» **EXERCISE DESCRIPTION**
Identify each line below that contains the word "Tailwind", and copy it out.

» **MATERIAL PROVIDED**
====
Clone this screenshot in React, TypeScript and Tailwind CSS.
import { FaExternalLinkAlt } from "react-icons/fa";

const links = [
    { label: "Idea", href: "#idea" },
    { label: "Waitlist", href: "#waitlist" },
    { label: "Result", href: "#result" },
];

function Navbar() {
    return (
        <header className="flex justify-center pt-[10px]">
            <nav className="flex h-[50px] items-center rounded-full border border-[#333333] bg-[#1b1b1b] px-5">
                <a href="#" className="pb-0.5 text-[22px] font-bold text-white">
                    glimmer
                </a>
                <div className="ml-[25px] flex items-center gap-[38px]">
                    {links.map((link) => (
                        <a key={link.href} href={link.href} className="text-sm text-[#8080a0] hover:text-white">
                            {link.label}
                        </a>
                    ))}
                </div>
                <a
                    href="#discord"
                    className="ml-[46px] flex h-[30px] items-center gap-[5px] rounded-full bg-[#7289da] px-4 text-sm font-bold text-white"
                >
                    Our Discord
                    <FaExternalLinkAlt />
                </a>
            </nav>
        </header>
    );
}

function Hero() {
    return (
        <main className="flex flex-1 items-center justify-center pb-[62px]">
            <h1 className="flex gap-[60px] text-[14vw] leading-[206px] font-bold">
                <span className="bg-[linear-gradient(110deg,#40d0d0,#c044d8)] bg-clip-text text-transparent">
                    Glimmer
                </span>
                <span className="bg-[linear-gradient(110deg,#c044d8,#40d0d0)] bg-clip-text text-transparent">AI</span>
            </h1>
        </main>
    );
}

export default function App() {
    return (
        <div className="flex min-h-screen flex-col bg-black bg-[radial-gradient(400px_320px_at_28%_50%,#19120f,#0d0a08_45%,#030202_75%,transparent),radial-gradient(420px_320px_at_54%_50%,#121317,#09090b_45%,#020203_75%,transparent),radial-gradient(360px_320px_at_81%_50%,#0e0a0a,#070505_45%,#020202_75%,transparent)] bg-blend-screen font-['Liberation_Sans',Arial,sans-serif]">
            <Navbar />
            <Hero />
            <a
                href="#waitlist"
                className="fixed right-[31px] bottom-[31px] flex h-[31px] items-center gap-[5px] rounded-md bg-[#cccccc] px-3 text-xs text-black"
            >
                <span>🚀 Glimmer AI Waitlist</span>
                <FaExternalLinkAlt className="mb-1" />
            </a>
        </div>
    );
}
====
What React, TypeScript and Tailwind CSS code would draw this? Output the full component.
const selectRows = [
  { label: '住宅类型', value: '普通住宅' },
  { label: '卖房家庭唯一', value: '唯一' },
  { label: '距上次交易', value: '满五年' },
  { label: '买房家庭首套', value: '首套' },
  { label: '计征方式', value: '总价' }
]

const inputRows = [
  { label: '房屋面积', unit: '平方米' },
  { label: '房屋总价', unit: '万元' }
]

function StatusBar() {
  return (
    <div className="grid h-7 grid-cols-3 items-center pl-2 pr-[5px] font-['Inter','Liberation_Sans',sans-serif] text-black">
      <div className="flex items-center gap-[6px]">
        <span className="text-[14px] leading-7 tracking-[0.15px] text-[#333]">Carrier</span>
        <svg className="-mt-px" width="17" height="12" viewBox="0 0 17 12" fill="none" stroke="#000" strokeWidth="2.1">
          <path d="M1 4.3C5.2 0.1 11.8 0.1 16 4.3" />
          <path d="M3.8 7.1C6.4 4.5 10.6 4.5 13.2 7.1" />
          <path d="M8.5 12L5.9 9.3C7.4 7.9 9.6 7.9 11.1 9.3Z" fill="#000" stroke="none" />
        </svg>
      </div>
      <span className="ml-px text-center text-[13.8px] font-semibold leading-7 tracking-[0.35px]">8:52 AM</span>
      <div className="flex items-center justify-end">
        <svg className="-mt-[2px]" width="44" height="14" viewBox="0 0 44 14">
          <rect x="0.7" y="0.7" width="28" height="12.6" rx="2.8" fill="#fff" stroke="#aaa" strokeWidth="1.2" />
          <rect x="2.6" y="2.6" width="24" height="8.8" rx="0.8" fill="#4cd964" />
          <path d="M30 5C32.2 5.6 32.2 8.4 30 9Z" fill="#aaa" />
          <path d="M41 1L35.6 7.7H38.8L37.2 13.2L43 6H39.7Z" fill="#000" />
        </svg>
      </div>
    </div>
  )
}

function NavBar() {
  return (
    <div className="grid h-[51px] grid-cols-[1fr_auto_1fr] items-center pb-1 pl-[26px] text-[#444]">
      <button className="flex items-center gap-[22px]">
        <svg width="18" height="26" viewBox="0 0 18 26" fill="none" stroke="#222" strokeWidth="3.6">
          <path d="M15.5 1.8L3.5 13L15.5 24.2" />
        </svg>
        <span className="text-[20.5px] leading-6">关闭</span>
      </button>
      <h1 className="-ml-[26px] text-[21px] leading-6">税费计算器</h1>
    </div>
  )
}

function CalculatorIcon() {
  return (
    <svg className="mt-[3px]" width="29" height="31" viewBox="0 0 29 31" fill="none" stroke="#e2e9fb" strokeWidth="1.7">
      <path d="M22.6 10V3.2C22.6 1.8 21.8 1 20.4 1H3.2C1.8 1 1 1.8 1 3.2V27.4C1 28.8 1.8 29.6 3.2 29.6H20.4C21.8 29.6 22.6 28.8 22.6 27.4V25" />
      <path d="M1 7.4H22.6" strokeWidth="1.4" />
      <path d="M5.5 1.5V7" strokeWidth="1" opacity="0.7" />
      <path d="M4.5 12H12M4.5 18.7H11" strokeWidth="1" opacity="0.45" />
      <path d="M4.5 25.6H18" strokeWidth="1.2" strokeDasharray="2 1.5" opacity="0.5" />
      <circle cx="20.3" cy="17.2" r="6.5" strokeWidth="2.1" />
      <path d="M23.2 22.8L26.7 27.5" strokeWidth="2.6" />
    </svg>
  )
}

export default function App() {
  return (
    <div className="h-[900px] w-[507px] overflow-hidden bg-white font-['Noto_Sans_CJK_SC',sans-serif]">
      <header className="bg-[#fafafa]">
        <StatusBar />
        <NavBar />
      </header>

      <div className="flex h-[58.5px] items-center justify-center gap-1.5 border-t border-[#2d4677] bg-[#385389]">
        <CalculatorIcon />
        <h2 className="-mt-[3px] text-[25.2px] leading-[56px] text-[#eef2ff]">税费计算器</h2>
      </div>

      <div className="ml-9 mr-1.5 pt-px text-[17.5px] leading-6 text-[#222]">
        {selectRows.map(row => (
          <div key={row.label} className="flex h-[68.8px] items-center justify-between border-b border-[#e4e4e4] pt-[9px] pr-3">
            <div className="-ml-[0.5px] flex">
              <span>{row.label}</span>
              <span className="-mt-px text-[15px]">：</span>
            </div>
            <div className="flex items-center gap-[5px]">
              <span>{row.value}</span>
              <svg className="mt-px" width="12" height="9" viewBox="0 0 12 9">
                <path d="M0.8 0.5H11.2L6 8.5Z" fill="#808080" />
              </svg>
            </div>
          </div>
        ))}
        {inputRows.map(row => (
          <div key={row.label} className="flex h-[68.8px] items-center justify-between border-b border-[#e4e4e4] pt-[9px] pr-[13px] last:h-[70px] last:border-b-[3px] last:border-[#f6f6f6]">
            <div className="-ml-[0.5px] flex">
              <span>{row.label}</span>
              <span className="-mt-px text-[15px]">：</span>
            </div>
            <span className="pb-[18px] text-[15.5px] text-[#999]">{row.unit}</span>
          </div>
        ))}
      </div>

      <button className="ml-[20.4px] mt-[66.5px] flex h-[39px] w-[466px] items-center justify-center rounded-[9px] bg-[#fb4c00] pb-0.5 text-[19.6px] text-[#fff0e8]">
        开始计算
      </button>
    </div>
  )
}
====
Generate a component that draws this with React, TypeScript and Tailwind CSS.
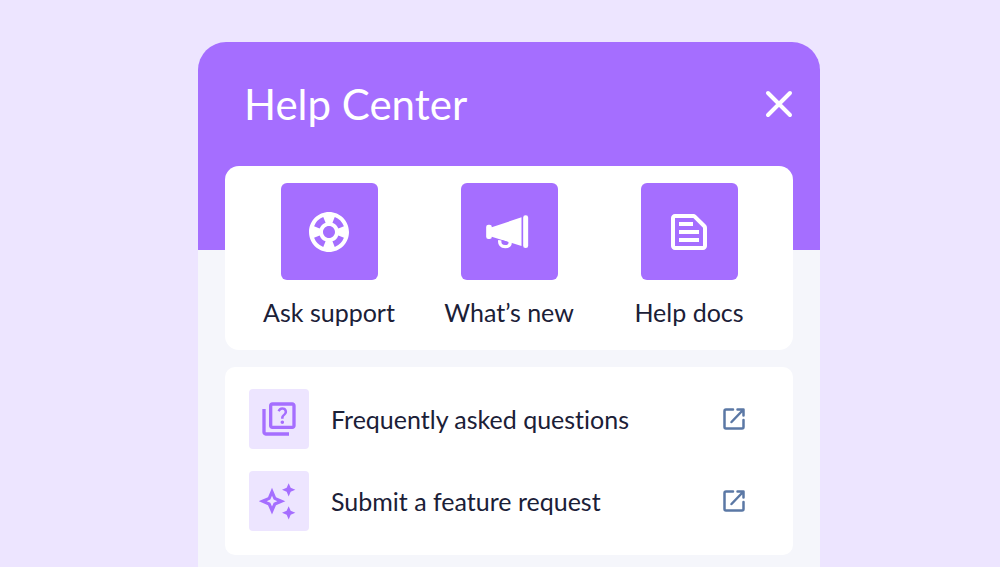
====
» **EXERCISE RESPONSE**
Clone this screenshot in React, TypeScript and Tailwind CSS.
What React, TypeScript and Tailwind CSS code would draw this? Output the full component.
Generate a component that draws this with React, TypeScript and Tailwind CSS.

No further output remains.